Metadata-Version: 2.4
Name: codetool-explore
Version: 0.6.0
Summary: Fast, dependency-free workspace search, read, and list exploration for coding-agent tools with Rust backend
Project-URL: Homepage, https://github.com/pbi-agent/codetool-explore
Project-URL: Repository, https://github.com/pbi-agent/codetool-explore
Project-URL: Issues, https://github.com/pbi-agent/codetool-explore/issues
Project-URL: Changelog, https://github.com/pbi-agent/codetool-explore/releases
Author-email: drod <naceur.bs@gmail.com>
Maintainer-email: drod <naceur.bs@gmail.com>
License-Expression: MIT
License-File: LICENSE
Keywords: agent,code-search,developer-tools,explore,file-search,filesystem,rust,search,text-search
Classifier: Development Status :: 3 - Alpha
Classifier: Intended Audience :: Developers
Classifier: License :: OSI Approved :: MIT License
Classifier: Operating System :: MacOS
Classifier: Operating System :: Microsoft :: Windows
Classifier: Operating System :: POSIX :: Linux
Classifier: Programming Language :: Python :: 3
Classifier: Programming Language :: Python :: 3 :: Only
Classifier: Programming Language :: Python :: 3.12
Classifier: Programming Language :: Rust
Classifier: Topic :: Software Development
Classifier: Topic :: Software Development :: Libraries :: Python Modules
Classifier: Topic :: Text Processing :: Indexing
Classifier: Typing :: Typed
Requires-Python: >=3.12
Description-Content-Type: text/markdown

# codetool-explore

`codetool-explore` is a workspace exploration library built for coding-agent harnesses: fast content search, fast filename/path discovery, read-only file viewing, compact structured results, and predictable token usage.
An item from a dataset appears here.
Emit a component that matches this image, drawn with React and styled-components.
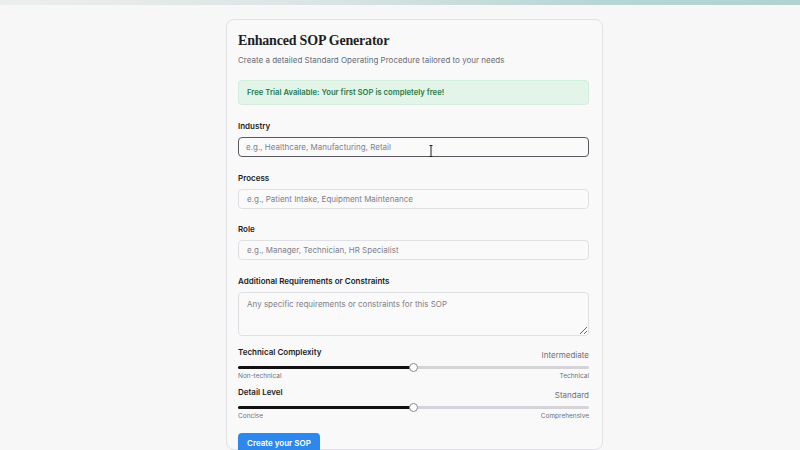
import React from "react";
import styled, { createGlobalStyle } from "styled-components";

const GlobalStyle = createGlobalStyle`
  html, body {
    margin: 0;
    padding: 0;
    background: #f7f7f8;
    font-family: Inter, "Liberation Sans", sans-serif;
    color: #1c1c1f;
  }
  * { box-sizing: border-box; }
`;

const TopBand = styled.div`
  height: 5px;
  background: linear-gradient(90deg, #eceeee 0%, #d9e5e4 40%, #b6d6d4 75%, #b0d3d1 100%);
`;

const Page = styled.div`
  display: flex;
  justify-content: center;
  padding-top: 14px;
  height: 445px;
  overflow: hidden;
`;

const Card = styled.div`
  width: 377px;
  margin-left: 29px;
  background: #f9f9fa;
  border: 1px solid #e2e2e6;
  border-radius: 8px;
  padding: 11px 13px 20px 11px;
  position: relative;
`;

const Title = styled.h1`
  margin: 0;
  font-family: "Liberation Serif", serif;
  font-size: 14px;
  font-weight: bold;
  line-height: 20px;
  letter-spacing: -0.2px;
  color: #1f1f22;
`;

const Subtitle = styled.p`
  margin: 3px 0 0 0;
  font-size: 8px;
  line-height: 12px;
  color: #6b6b72;
`;

const Notice = styled.div`
  margin-top: 14px;
  height: 25px;
  display: flex;
  align-items: center;
  padding: 0 8px;
  background: #e3f5e8;
  border: 1px solid #d2eddb;
  border-radius: 4px;
  font-size: 7.7px;
  font-weight: 600;
  color: #2b7a4b;
`;

const Field = styled.div`
  display: flex;
  flex-direction: column;
  margin-top: ${(p) => p.top || 14.5}px;
`;

const Label = styled.label`
  font-size: 8px;
  font-weight: 600;
  line-height: 12px;
  margin-bottom: 5px;
  color: #1c1c1f;
`;

const Input = styled.input`
  height: 20px;
  width: 100%;
  border: ${(p) => (p.focused ? "1.5px solid #58585e" : "1px solid #e0e0e4")};
  border-radius: 4px;
  background: #fafafb;
  padding: 0 ${(p) => (p.focused ? 7 : 8)}px;
  font-family: Inter, "Liberation Sans", sans-serif;
  font-size: 8px;
  color: #1c1c1f;
  outline: none;
  &::placeholder { color: #808087; }
`;

const TextArea = styled.textarea`
  height: 44px;
  width: 100%;
  border: 1px solid #e0e0e4;
  border-radius: 4px;
  background: #fafafb;
  padding: 5px 8px;
  font-family: Inter, "Liberation Sans", sans-serif;
  font-size: 8px;
  line-height: 12px;
  outline: none;
  resize: vertical;
  &::placeholder { color: #808087; }
`;

const SliderBlock = styled.div`
  margin-top: ${(p) => p.top}px;
`;

const SliderHead = styled.div`
  display: flex;
  justify-content: space-between;
  align-items: flex-start;
`;

const SliderLabel = styled.span`
  font-size: 8px;
  font-weight: 600;
  line-height: 12px;
`;

const SliderValue = styled.span`
  font-size: 8px;
  line-height: 12px;
  margin-top: 3px;
  color: #6f6f76;
`;

const Track = styled.div`
  position: relative;
  height: 3px;
  margin-top: 5px;
  background: #d4d4d8;
  border-radius: 2px;
`;

const Fill = styled.div`
  height: 100%;
  background: #111113;
  border-radius: 2px;
`;

const Thumb = styled.div`
  position: absolute;
  top: 50%;
  width: 9px;
  height: 9px;
  margin-left: -4.5px;
  margin-top: -4.5px;
  border-radius: 50%;
  background: #ffffff;
  border: 1px solid #8a8a90;
`;

const Ends = styled.div`
  display: flex;
  justify-content: space-between;
  margin-top: 2px;
  font-size: 6.5px;
  line-height: 10px;
  color: #6f6f76;
`;

const Button = styled.button`
  margin-top: 12px;
  height: 21px;
  padding: 0 9px;
  border: none;
  border-radius: 4px;
  background: #2e88ec;
  color: #ffffff;
  font-family: Inter, "Liberation Sans", sans-serif;
  font-size: 8px;
  font-weight: 600;
`;

const Caret = styled.span`
  position: absolute;
  left: 202px;
  top: 121px;
  width: 4px;
  height: 12px;
`;

function Slider({ label, value, percent, min, max, top }) {
  return (
    <SliderBlock top={top}>
      <SliderHead>
        <SliderLabel>{label}</SliderLabel>
        <SliderValue>{value}</SliderValue>
      </SliderHead>
      <Track>
        <Fill style={{ width: `${percent}%` }} />
        <Thumb style={{ left: `${percent}%` }} />
      </Track>
      <Ends>
        <span>{min}</span>
        <span>{max}</span>
      </Ends>
    </SliderBlock>
  );
}

export default function App() {
  return (
    <>
      <GlobalStyle />
      <TopBand />
      <Page>
        <Card>
          <Title>Enhanced SOP Generator</Title>
          <Subtitle>Create a detailed Standard Operating Procedure tailored to your needs</Subtitle>
          <Notice>Free Trial Available: Your first SOP is completely free!</Notice>

          <Field top={15}>
            <Label>Industry</Label>
            <Input focused placeholder="e.g., Healthcare, Manufacturing, Retail" />
          </Field>
          <Field>
            <Label>Process</Label>
            <Input placeholder="e.g., Patient Intake, Equipment Maintenance" />
          </Field>
          <Field>
            <Label>Role</Label>
            <Input placeholder="e.g., Manager, Technician, HR Specialist" />
          </Field>
          <Field>
            <Label>Additional Requirements or Constraints</Label>
            <TextArea placeholder="Any specific requirements or constraints for this SOP" />
          </Field>

          <Slider
            top={10}
            label="Technical Complexity"
            value="Intermediate"
            percent={50}
            min="Non-technical"
            max="Technical"
          />
          <Slider
            top={5}
            label="Detail Level"
            value="Standard"
            percent={50}
            min="Concise"
            max="Comprehensive"
          />

          <Button>Create your SOP</Button>

          <Caret>
            <svg width="4" height="12" viewBox="0 0 4 12">
              <path d="M0.5 0.5h3M2 0.5v11M0.5 11.5h3" stroke="#222" strokeWidth="1" fill="none" />
            </svg>
          </Caret>
        </Card>
      </Page>
    </>
  );
}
- **Agent-first API**: one public `explore()` call with `target="content"`, `"path"`, `"content_or_path"`, `"read"`, or `"list"`.
- **Performance-oriented**: dependency-free Python fallback plus optional Rust CLI acceleration for literal and regex content/path search.
- **Token-compressed output**: compact result keys by default for search, tree-compressed text by default for list, plain text by default for read, `result_format="text"` for raw RTK-style text, and `result_format="full"` for the uncompressed backend shape.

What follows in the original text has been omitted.